The pre-convention rush is in full swing, and its amazing to watch things come together.
The time before a major convention is always a stressful one. When I used to write about video games, it was the calm before the storm. A time to check gear and schedules, confirm airline tickets and plan strategies. There was plenty of work to do, but the enthusiast press is a back loaded venture: we simply couldn’t do much until we actually saw the games. Working on the production end of the equation, even without an official, expected presence, is a different beast completely.
I always had a fair understanding about how many working parts were involved for any company to prepare for an occasion like this. Regardless of whether it is a giant like Microsoft to the small hobby shop down the road, the number of needs is staggering. From the booth, to the product, to the swag… it is simply mind numbing to think about. But even in the micro scale that we are dealing with here at Randover Games, it is proving to be the demo products that are the real beasties.
Products are created in phases, with countless iterations between one full version and the next. As I mentioned in my post about inspiration, our first title, Proelium, is a distant cry from our first attempts. There were so many altered ideas needing so many altered demo assets that I have a cardboard box quickly filling with antiquated cards and failed attempts. Keeping this in mind, it is easy to see how difficult is is to create public demos for products that aren’t ready for an official release.
Thankfully, the scope of the products we are working with is much smaller than you would find in something like a video game. There, the volume of content is so robust that even a fairly simple game still has to compact everything that makes it special into one single vertical slice for easy consumption.
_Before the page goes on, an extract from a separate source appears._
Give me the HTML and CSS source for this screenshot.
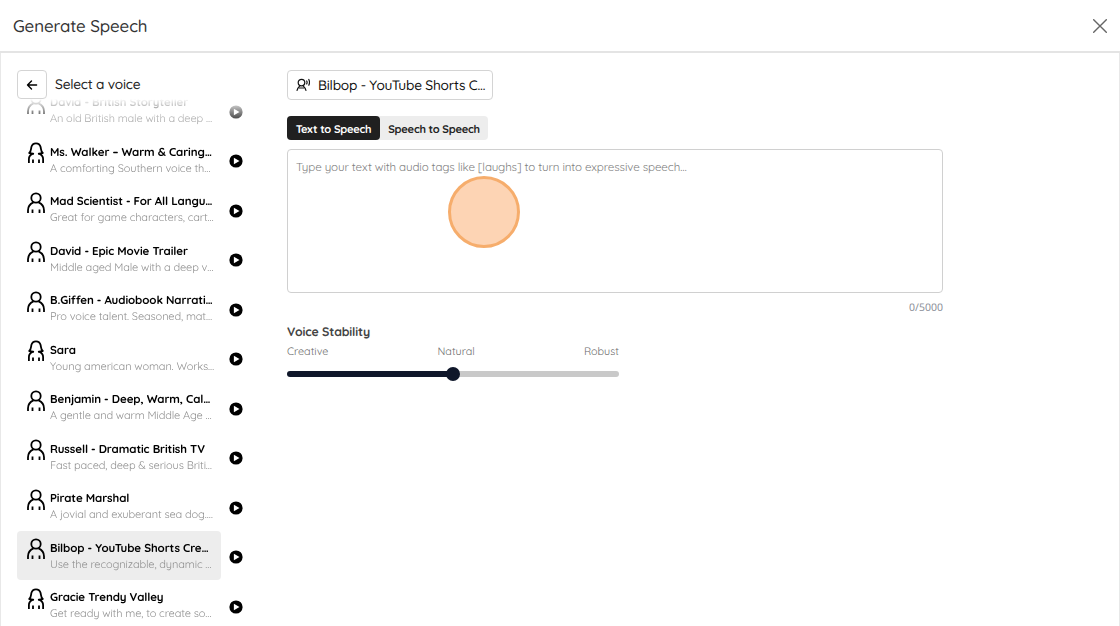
FILE: index.html
```html
<!DOCTYPE html>
<html lang="en">
<head>
    <meta charset="UTF-8">
    <meta name="viewport" content="width=device-width, initial-scale=1.0">
    <title>Generate Speech</title>
    <link rel="stylesheet" href="styles.css">
</head>
<body>
    <!-- shared icons -->
    <svg class="icon-defs" aria-hidden="true">
        <symbol id="icon-male" viewBox="0 0 18 22">
            <circle cx="9" cy="6" r="4.700"/>
            <path d="M1 21v-2.700c0-3.800 2-6.300 5.400-7.900M17 21v-2.700c0-3.800-2-6.300-5.400-7.900M5.500 17.600v3.400M12.500 17.600v3.400"/>
        </symbol>
        <symbol id="icon-female" viewBox="0 0 18 22">
            <path d="M7 11.900L2.200 11C4.200 9.300 3.900 7 4.400 4.900C5 2.600 6.600 1.300 9 1.300S13 2.600 13.600 4.900C14.100 7 13.800 9.300 15.800 11L11 11.900M5.500 11.900C3 13 1.900 14.700 1.900 17v4M12.500 11.900C15 13 16.100 14.700 16.100 17v4M6 17.600v3.400M12 17.600v3.400"/>
        </symbol>
        <symbol id="icon-play" viewBox="0 0 14 14">
            <circle cx="7" cy="7" r="6.600"/>
            <path d="M4.900 3.700v6.600L10.500 7z"/>
        </symbol>
    </svg>

    <div class="header">
        <h1>Generate Speech</h1>
        <button class="close-btn" aria-label="Close">
            <svg viewBox="0 0 14 14"><path d="M.7.7l12.600 12.600M13.300.7L.7 13.300"/></svg>
        </button>
    </div>

    <div class="content">
        <div class="sidebar">
            <div class="sidebar-header">
                <button class="back-btn" aria-label="Back">
                    <svg viewBox="0 0 12 12"><path d="M10.600 6H1.500M5.500 2L1.500 6l4 4"/></svg>
                </button>
                <h2>Select a voice</h2>
            </div>

            <div class="voice-list">
                <div class="voice">
                    <div class="voice-card">
                        <svg class="avatar"><use href="#icon-male"/></svg>
                        <div class="voice-text">
                            <div class="name">David - British Storyteller</div>
                            <div class="desc">An old British male with a deep …</div>
                        </div>
                    </div>
                    <svg class="play"><use href="#icon-play"/></svg>
                </div>
                <div class="voice">
                    <div class="voice-card">
                        <svg class="avatar"><use href="#icon-female"/></svg>
                        <div class="voice-text">
                            <div class="name">Ms. Walker – Warm &amp; Caring…</div>
                            <div class="desc">A comforting Southern voice th…</div>
                        </div>
                    </div>
                    <svg class="play"><use href="#icon-play"/></svg>
                </div>
                <div class="voice">
                    <div class="voice-card">
                        <svg class="avatar"><use href="#icon-male"/></svg>
                        <div class="voice-text">
                            <div class="name">Mad Scientist - For All Langu…</div>
                            <div class="desc">Great for game characters, cart…</div>
                        </div>
                    </div>
                    <svg class="play"><use href="#icon-play"/></svg>
                </div>
                <div class="voice">
                    <div class="voice-card">
                        <svg class="avatar"><use href="#icon-male"/></svg>
                        <div class="voice-text">
                            <div class="name">David - Epic Movie Trailer</div>
                            <div class="desc">Middle aged Male with a deep v…</div>
                        </div>
                    </div>
                    <svg class="play"><use href="#icon-play"/></svg>
                </div>
                <div class="voice">
                    <div class="voice-card">
                        <svg class="avatar"><use href="#icon-male"/></svg>
                        <div class="voice-text">
                            <div class="name">B.Giffen - Audiobook Narrati…</div>
                            <div class="desc">Pro voice talent. Seasoned, mat…</div>
                        </div>
                    </div>
                    <svg class="play"><use href="#icon-play"/></svg>
                </div>
                <div class="voice">
                    <div class="voice-card">
                        <svg class="avatar"><use href="#icon-female"/></svg>
                        <div class="voice-text">
                            <div class="name">Sara</div>
                            <div class="desc">Young american woman. Works…</div>
                        </div>
                    </div>
                    <svg class="play"><use href="#icon-play"/></svg>
                </div>
                <div class="voice">
                    <div class="voice-card">
                        <svg class="avatar"><use href="#icon-male"/></svg>
                        <div class="voice-text">
                            <div class="name">Benjamin - Deep, Warm, Cal…</div>
                            <div class="desc">A gentle and warm Middle Age …</div>
                        </div>
                    </div>
                    <svg class="play"><use href="#icon-play"/></svg>
                </div>
                <div class="voice">
                    <div class="voice-card">
                        <svg class="avatar"><use href="#icon-male"/></svg>
                        <div class="voice-text">
                            <div class="name">Russell - Dramatic British TV</div>
                            <div class="desc">Fast paced, deep &amp; serious Briti…</div>
                        </div>
                    </div>
                    <svg class="play"><use href="#icon-play"/></svg>
                </div>
                <div class="voice">
                    <div class="voice-card">
                        <svg class="avatar"><use href="#icon-male"/></svg>
                        <div class="voice-text">
                            <div class="name">Pirate Marshal</div>
                            <div class="desc">A jovial and exuberant sea dog.…</div>
                        </div>
                    </div>
                    <svg class="play"><use href="#icon-play"/></svg>
                </div>
                <div class="voice">
                    <div class="voice-card selected">
                        <svg class="avatar"><use href="#icon-male"/></svg>
                        <div class="voice-text">
                            <div class="name">Bilbop - YouTube Shorts Cre…</div>
                            <div class="desc">Use the recognizable, dynamic …</div>
                        </div>
                    </div>
                    <svg class="play"><use href="#icon-play"/></svg>
                </div>
                <div class="voice">
                    <div class="voice-card">
                        <svg class="avatar"><use href="#icon-female"/></svg>
                        <div class="voice-text">
                            <div class="name">Gracie Trendy Valley</div>
                            <div class="desc">Get ready with me, to create so…</div>
                        </div>
                    </div>
                    <svg class="play"><use href="#icon-play"/></svg>
                </div>
            </div>
        </div>

        <div class="main">
            <button class="voice-btn">
                <svg viewBox="0 0 14 14">
                    <circle cx="5.500" cy="4.600" r="3.300"/>
                    <path d="M1 12.500c.3-2 1.500-3.300 3-4.800M10 12.500c-.3-2-1.500-3.300-3-4.800M3.500 10h4M10.700 3c.5.900.5 2 0 2.900M12.800 1.500c.8 1.600.8 4.100 0 5.700"/>
                </svg>
                <span>Bilbop - YouTube Shorts C…</span>
            </button>

            <div class="tabs">
                <button class="tab active">Text to Speech</button>
                <button class="tab">Speech to Speech</button>
            </div>

            <div class="editor">
                <textarea placeholder="Type your text with audio tags like [laughs] to turn into expressive speech…"></textarea>
                <div class="pointer-mark"></div>
            </div>
            <div class="counter">0/5000</div>

            <div class="stability">
                <h3>Voice Stability</h3>
                <div class="labels">
                    <span>Creative</span>
                    <span>Natural</span>
                    <span>Robust</span>
                </div>
                <div class="slider">
                    <div class="slider-fill"></div>
                    <div class="slider-thumb"></div>
                    <div class="slider-rest"></div>
                </div>
            </div>
        </div>
    </div>
</body>
</html>
```
FILE: styles.css
```css
* {
    margin: 0;
    padding: 0;
    box-sizing: border-box;
}

body {
    height: 626px;
    overflow: hidden;
    background: #fff;
    color: #000;
    font-family: Quicksand, Lato, sans-serif;
    text-rendering: geometricPrecision;
    display: flex;
    flex-direction: column;
}

button,
textarea {
    text-rendering: inherit;
}

button {
    background: #fff;
    border: none;
    font-family: inherit;
    cursor: pointer;
}

svg {
    fill: none;
    stroke: currentColor;
    stroke-linecap: round;
    stroke-linejoin: round;
    flex-shrink: 0;
}

.icon-defs {
    display: none;
}

.header {
    height: 53px;
    flex-shrink: 0;
    display: flex;
    align-items: center;
    justify-content: space-between;
    padding: 0 13px;
    border-bottom: 2px solid #e4e4e4;
}

.header h1 {
    padding-top: 2px;
    font-size: 16.9px;
    font-weight: 500;
    letter-spacing: -0.12px;
    color: #333;
}

.close-btn {
    width: 14px;
    height: 14px;
}

.close-btn svg {
    display: block;
    width: 14px;
    height: 14px;
    stroke: #666;
    stroke-width: 1.4;
}

.content {
    flex: 1;
    min-height: 0;
    display: flex;
    border-left: 1px solid #e8e8e8;
    border-right: 1px solid #e8e8e8;
}

.sidebar {
    width: 286px;
    padding: 17px 0 0 16px;
    display: flex;
    flex-direction: column;
}

.sidebar-header {
    height: 29px;
    display: flex;
    align-items: center;
    gap: 8px;
}

.sidebar-header h2 {
    font-size: 13.7px;
    font-weight: 500;
    letter-spacing: -0.22px;
    color: #222;
}

.back-btn {
    width: 30px;
    height: 29px;
    display: flex;
    align-items: center;
    justify-content: center;
    border: 1px solid #d4d4d4;
    border-radius: 4px;
}

.back-btn svg {
    width: 12px;
    height: 12px;
    stroke-width: 1.4;
}

.voice-list {
    flex: 1;
    min-height: 0;
    overflow: hidden;
    -webkit-mask-image: linear-gradient(to bottom, transparent, #000 28px);
    mask-image: linear-gradient(to bottom, transparent, #000 28px);
}

.voice {
    height: 49.5px;
    display: flex;
    align-items: center;
    gap: 8.5px;
}

.voice:first-child {
    margin-top: -13.5px;
}

.voice-card {
    width: 204px;
    height: 49px;
    display: flex;
    padding: 7.5px 0 0 9.500px;
    gap: 5.5px;
    border-radius: 4px;
}

.voice-card.selected {
    background: #ededed;
}

.avatar {
    width: 18px;
    height: 22px;
    margin-top: -0.5px;
    stroke-width: 1.8;
    stroke-linecap: butt;
}

.voice-text {
    white-space: nowrap;
}

.name {
    font-size: 11.5px;
    font-weight: 700;
    line-height: 17px;
    letter-spacing: -0.09px;
}

.desc {
    font-size: 11px;
    line-height: 17px;
    letter-spacing: -0.12px;
    color: #909090;
}

.play {
    width: 14px;
    height: 14px;
    margin-top: 3px;
    margin-left: -0.5px;
    stroke: none;
}

#icon-play circle {
    fill: #000;
}

#icon-play path {
    fill: #fff;
}

.main {
    width: 656px;
    padding-top: 17px;
    display: flex;
    flex-direction: column;
    align-items: flex-start;
}

.voice-btn {
    width: 206px;
    height: 30px;
    display: flex;
    align-items: center;
    gap: 8px;
    padding-left: 8px;
    border: 1px solid #d4d4d4;
    border-radius: 4px;
    font-size: 13.7px;
    font-weight: 500;
    letter-spacing: -0.22px;
    color: #111;
    white-space: nowrap;
}

.voice-btn svg {
    width: 14px;
    height: 14px;
    stroke-width: 1.2;
}

.tabs {
    display: flex;
    height: 24px;
    margin-top: 16px;
    background: #ededed;
    border-radius: 4px;
}

.tab {
    width: 108px;
    padding-top: 1px;
    background: transparent;
    border-radius: 4px;
    color: #222;
    font-size: 11.1px;
    font-weight: 700;
    letter-spacing: -0.25px;
    white-space: nowrap;
}

.tab.active {
    width: 93px;
    background: #202020;
    color: #fff;
}

.editor {
    position: relative;
    width: 656px;
    height: 144px;
    margin-top: 9px;
}

.editor textarea {
    display: block;
    width: 100%;
    height: 100%;
    padding: 9px 8px;
    border: 1px solid #d0d0d0;
    border-radius: 4px;
    resize: none;
    font-family: inherit;
    font-size: 11.6px;
    line-height: 16px;
    letter-spacing: -0.12px;
}

.editor textarea::placeholder {
    color: #808080;
    opacity: 1;
}

/* highlight circle drawn over the text field */
.pointer-mark {
    position: absolute;
    left: 161px;
    top: 27px;
    width: 72px;
    height: 72px;
    border: 3px solid #f6ad6c;
    border-radius: 50%;
    background: #fdd4b4;
}

.counter {
    align-self: flex-end;
    margin-top: 7px;
    font-family: "Noto Sans", sans-serif;
    font-size: 10.5px;
    line-height: 16px;
    color: #8b8f98;
}

.stability {
    width: 332px;
    margin-top: 8px;
}

.stability h3 {
    font-size: 12.3px;
    line-height: 18px;
    letter-spacing: -0.12px;
    color: #444;
}

.labels {
    display: flex;
    justify-content: space-between;
    margin-top: 1px;
    font-size: 10.8px;
    line-height: 16px;
    color: #6c6c6c;
}

.slider {
    height: 14px;
    margin-top: 8px;
    display: flex;
    align-items: center;
}

.slider-fill,
.slider-rest {
    flex: 1;
    height: 6px;
}

.slider-fill {
    background: #0f172a;
    border-radius: 3px 0 0 3px;
}

.slider-rest {
    background: #c9c9c9;
    border-radius: 0 3px 3px 0;
}

.slider-thumb {
    width: 14px;
    height: 14px;
    border-radius: 50%;
    background: #0f172a;
    margin: 0 -1px;
    z-index: 1;
}
```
Here, a working game needs to work from one end to the other for any testing to be done, so having a unified product is a far easier objective.That said, the manufacturing requirements of changes in a physical game can be very tiresome. As soon as I created the first draft cards for Tainted, I proceeded to print and cut a full set so we would have them in San Antonio. After getting the cards home and doing some initial tests, a suggestion was made to change some of the wording throughout the entire product to add clarity to the game play.
It was a simple, easily implemented change, that instantly improved the quality of the cards, but it also meant a whole new set of cards would need to be printed, cut, and prepared for the convention. So, that was my lunch hour today, scrambling out to the local printer to get the files prepared and as many of them cut as I could in the scant 45 minutes I had between needing to return to work (leaving out the 15 minutes for driving, of course). All of the stress and rushing aside, I can’t deny that the cards are better now, and I’m vastly happier to have them in hand.So here we are, with a storm of a different variety already formed, making our lives just a little more stressful. After reflecting on all this, I have to say, I wouldn’t have it any other way. I haven’t even made a real public showing yet and this already feels “right.” I’m proud of our products and I’m happy to stand behind them. I know we put the best effort into them that we could and hopefully people will find them as enjoyable as we do. I think we’re ready; hopefully everyone else will to.